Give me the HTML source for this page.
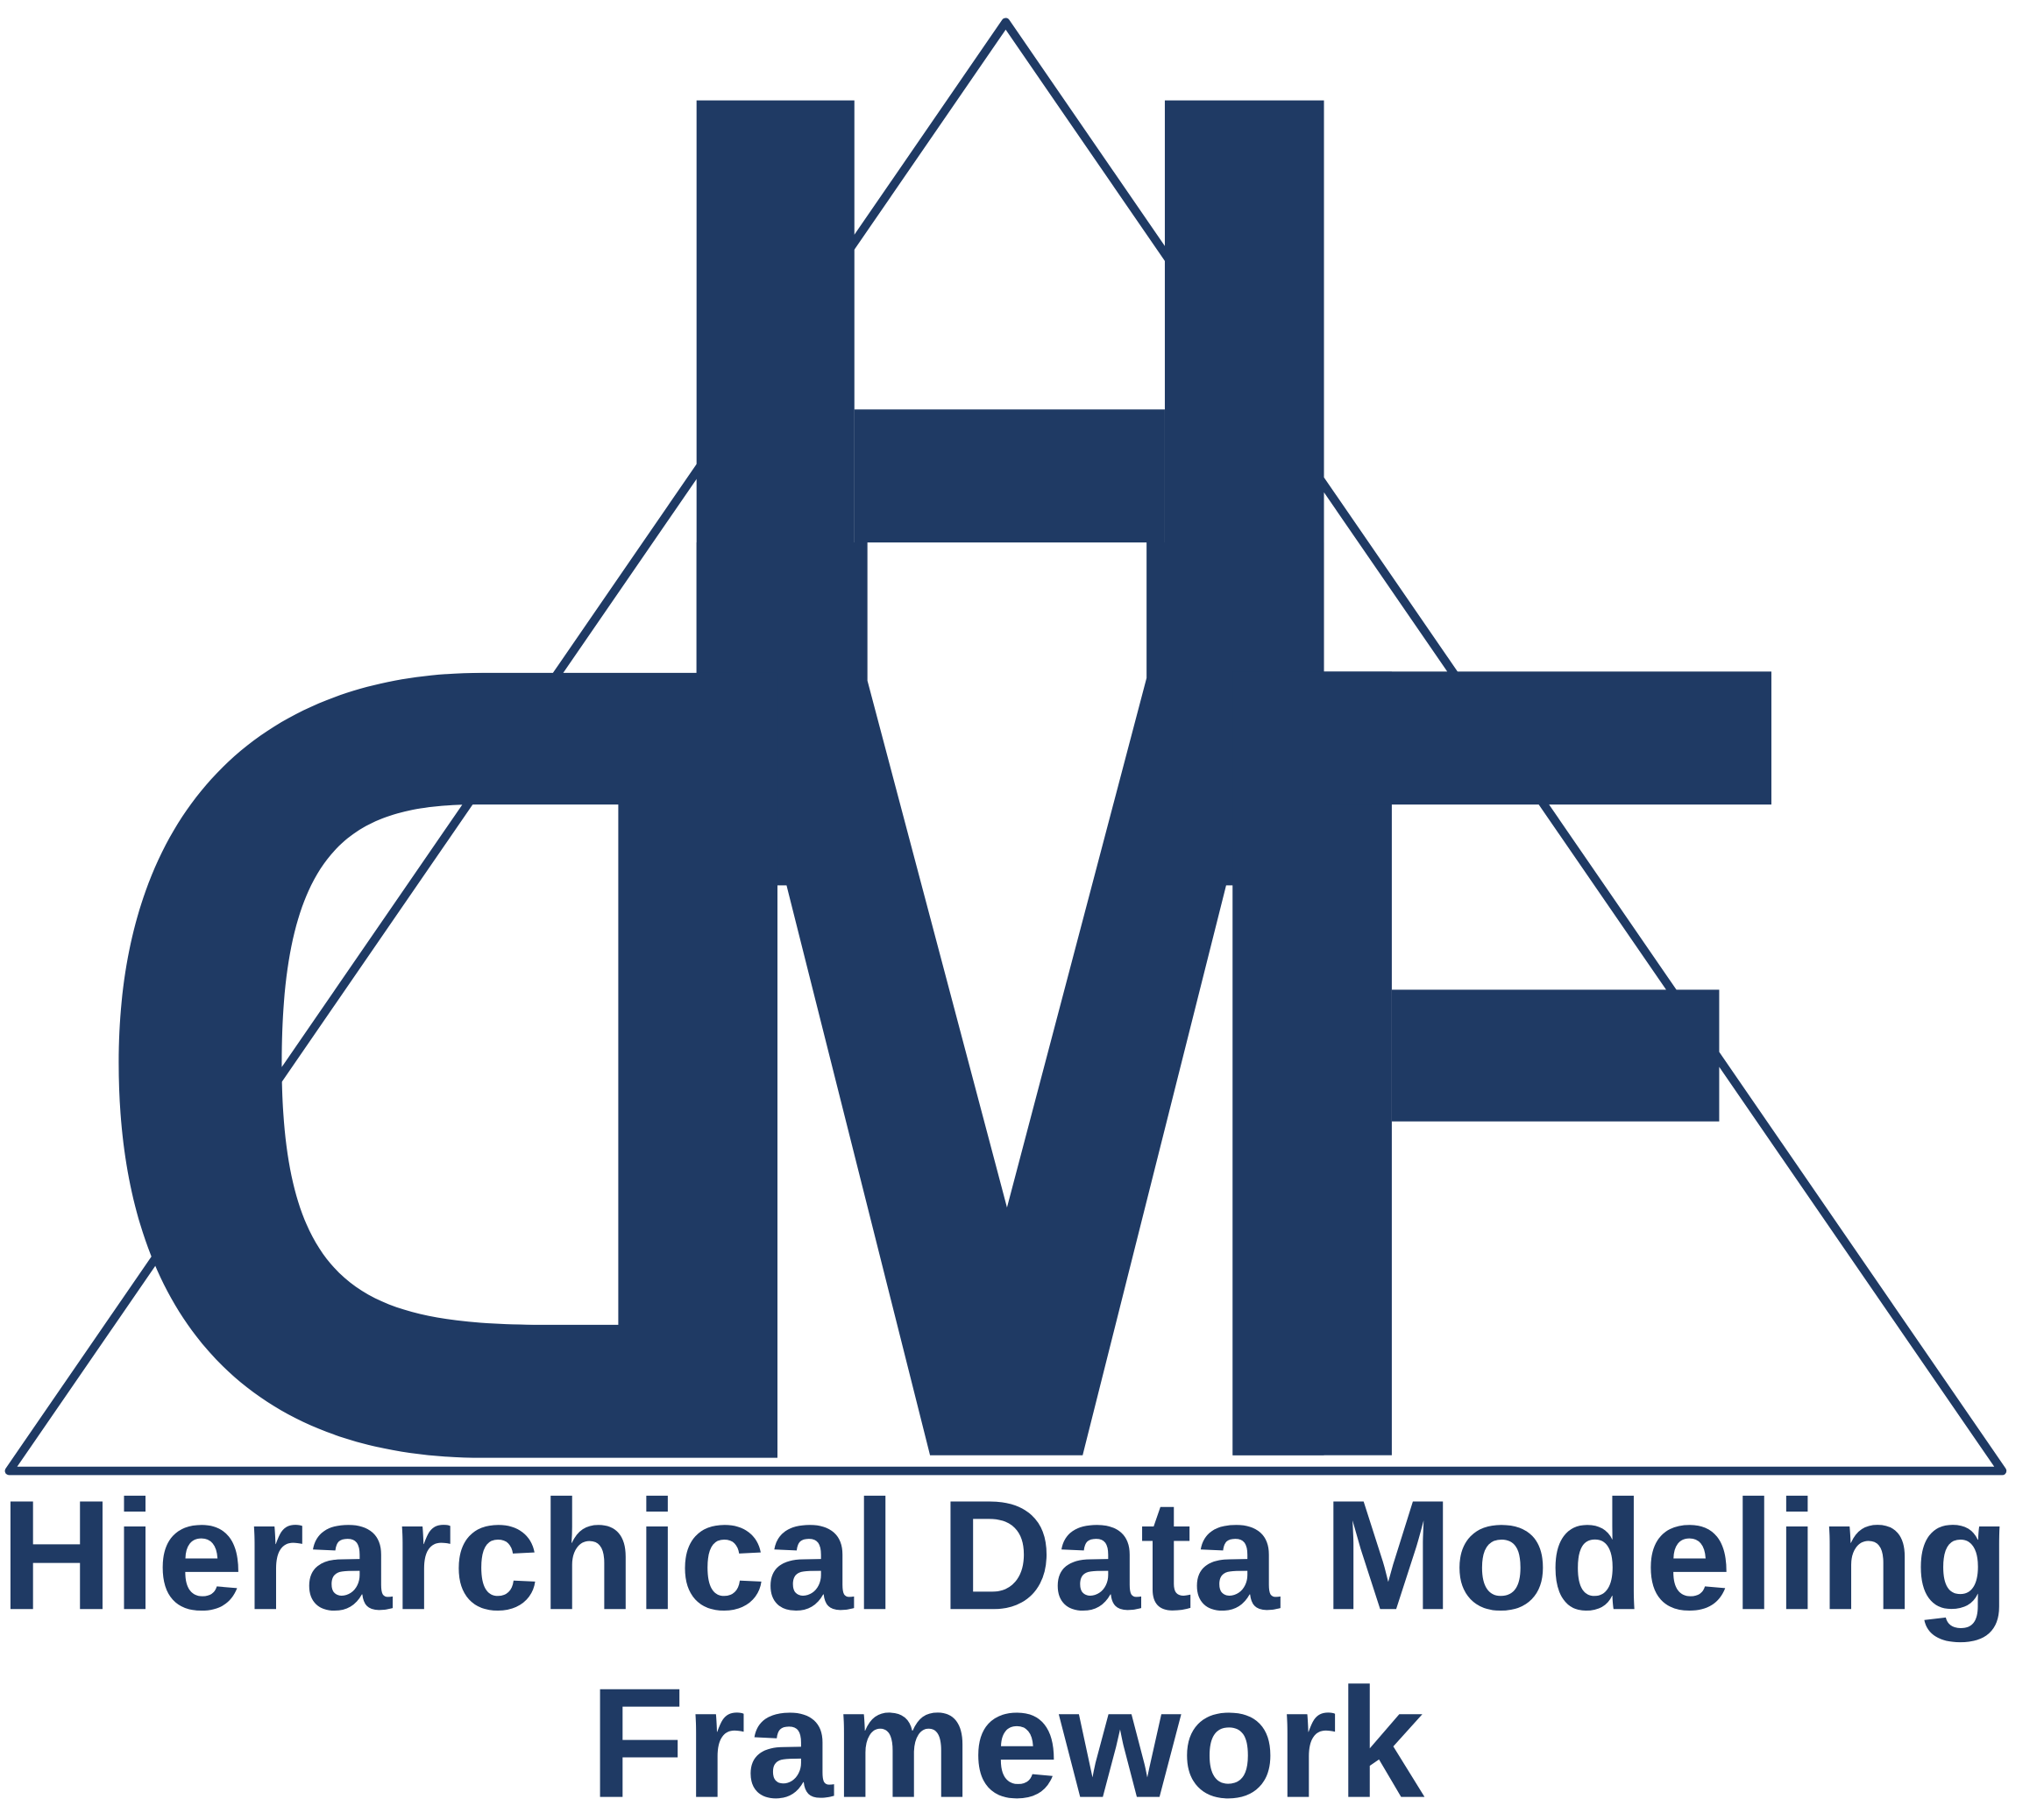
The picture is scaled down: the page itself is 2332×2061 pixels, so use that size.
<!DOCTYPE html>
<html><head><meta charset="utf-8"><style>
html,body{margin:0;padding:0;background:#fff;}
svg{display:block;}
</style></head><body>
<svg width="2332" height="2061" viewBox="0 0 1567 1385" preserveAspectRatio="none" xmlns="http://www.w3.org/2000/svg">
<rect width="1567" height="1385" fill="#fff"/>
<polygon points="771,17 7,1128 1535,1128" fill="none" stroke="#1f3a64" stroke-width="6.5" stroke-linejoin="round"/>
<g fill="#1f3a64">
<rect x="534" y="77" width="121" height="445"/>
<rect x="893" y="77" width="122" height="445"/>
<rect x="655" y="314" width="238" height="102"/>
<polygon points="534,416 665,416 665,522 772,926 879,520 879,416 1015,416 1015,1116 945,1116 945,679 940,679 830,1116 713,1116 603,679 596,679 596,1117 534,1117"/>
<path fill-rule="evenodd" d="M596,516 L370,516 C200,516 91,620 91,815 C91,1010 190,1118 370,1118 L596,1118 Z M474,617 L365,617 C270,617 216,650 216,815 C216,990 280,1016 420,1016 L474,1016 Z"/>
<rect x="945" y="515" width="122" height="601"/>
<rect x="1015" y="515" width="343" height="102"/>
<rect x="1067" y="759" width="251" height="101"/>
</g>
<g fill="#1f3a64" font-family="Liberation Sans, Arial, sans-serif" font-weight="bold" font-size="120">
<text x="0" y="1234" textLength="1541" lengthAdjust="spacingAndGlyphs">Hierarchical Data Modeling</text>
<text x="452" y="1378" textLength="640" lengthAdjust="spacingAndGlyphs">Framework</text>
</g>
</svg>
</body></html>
++++++++++++++++++++
- Exercise directions
Print the complete listing exactly, apart from any pictures.

- Finished answer
Give me the HTML source for this page.
The picture is scaled down: the page itself is 2332×2061 pixels, so use that size.
<!DOCTYPE html>
<html><head><meta charset="utf-8"><style>
html,body{margin:0;padding:0;background:#fff;}
svg{display:block;}
</style></head><body>
<svg width="2332" height="2061" viewBox="0 0 1567 1385" preserveAspectRatio="none" xmlns="http://www.w3.org/2000/svg">
<rect width="1567" height="1385" fill="#fff"/>
<polygon points="771,17 7,1128 1535,1128" fill="none" stroke="#1f3a64" stroke-width="6.5" stroke-linejoin="round"/>
<g fill="#1f3a64">
<rect x="534" y="77" width="121" height="445"/>
<rect x="893" y="77" width="122" height="445"/>
<rect x="655" y="314" width="238" height="102"/>
<polygon points="534,416 665,416 665,522 772,926 879,520 879,416 1015,416 1015,1116 945,1116 945,679 940,679 830,1116 713,1116 603,679 596,679 596,1117 534,1117"/>
<path fill-rule="evenodd" d="M596,516 L370,516 C200,516 91,620 91,815 C91,1010 190,1118 370,1118 L596,1118 Z M474,617 L365,617 C270,617 216,650 216,815 C216,990 280,1016 420,1016 L474,1016 Z"/>
<rect x="945" y="515" width="122" height="601"/>
<rect x="1015" y="515" width="343" height="102"/>
<rect x="1067" y="759" width="251" height="101"/>
</g>
<g fill="#1f3a64" font-family="Liberation Sans, Arial, sans-serif" font-weight="bold" font-size="120">
<text x="0" y="1234" textLength="1541" lengthAdjust="spacingAndGlyphs">Hierarchical Data Modeling</text>
<text x="452" y="1378" textLength="640" lengthAdjust="spacingAndGlyphs">Framework</text>
</g>
</svg>
</body></html>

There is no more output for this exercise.